Set problem –
Using the listing below, extract each line that has the word "code" in it.

>> Begin

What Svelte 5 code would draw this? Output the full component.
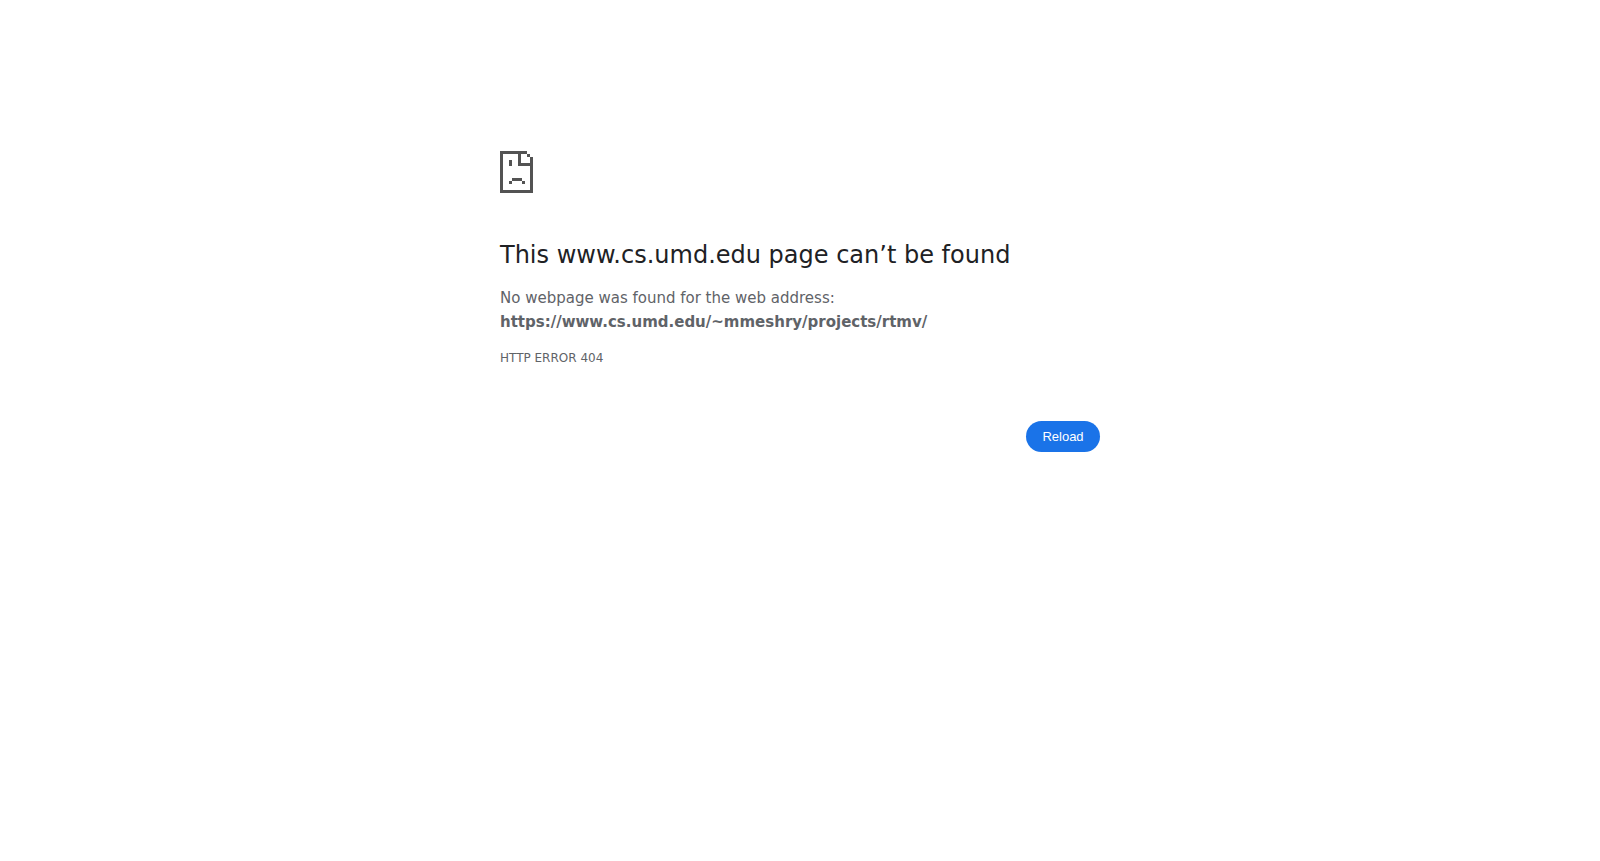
<script>
  const address = 'https://www.cs.umd.edu/~mmeshry/projects/rtmv/';
  function reload() {
    window.location.reload();
  }
</script>

<svelte:head>
  <title>www.cs.umd.edu</title>
</svelte:head>

<main class="wrapper">
  <svg class="icon" viewBox="0 0 72 72" shape-rendering="crispEdges" aria-hidden="true">
    <path d="M0 0H27V3H3V39H30V15H18V3H21V12H30V6H33V42H0z" />
    <path d="M27 3h3v3h-3zM9 9h3v6H9zM12 27h10v3H12zM9 30h3v3H9zM22 30h3v3h-3z" />
  </svg>
  <h1>This www.cs.umd.edu page can’t be found</h1>
  <p>No webpage was found for the web address: <strong>{address}</strong></p>
  <div class="code">HTTP ERROR 404</div>
  <div class="actions">
    <button type="button" onclick={reload}>Reload</button>
  </div>
</main>

<style>
  :global(body) {
    margin: 0;
    background: #fff;
  }
  .wrapper {
    box-sizing: border-box;
    max-width: 600px;
    margin: 0 auto;
    padding-top: 151px;
    color: #5f6368;
    font-family: "DejaVu Sans", sans-serif;
    font-size: 15px;
    line-height: 24px;
  }
  .icon {
    display: block;
    width: 72px;
    height: 72px;
    fill: #535353;
  }
  h1 {
    margin: 17px 0 16px;
    color: #202124;
    font-size: 24px;
    font-weight: 500;
    line-height: 30px;
  }
  p {
    margin: 0;
  }
  strong {
    display: block;
  }
  .code {
    margin-top: 12px;
    font-size: 12px;
  }
  .actions {
    display: flex;
    justify-content: flex-end;
    margin-top: 51px;
  }
  button {
    min-width: 74px;
    padding: 8px 16px;
    border: 0;
    border-radius: 20px;
    background: #1a73e8;
    color: #fff;
    font-family: "Liberation Sans", Arial, sans-serif;
    font-size: 13px;
    line-height: 15px;
    cursor: pointer;
  }
</style>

>> End

Task response –
What Svelte 5 code would draw this? Output the full component.
  <div class="code">HTTP ERROR 404</div>
  .code {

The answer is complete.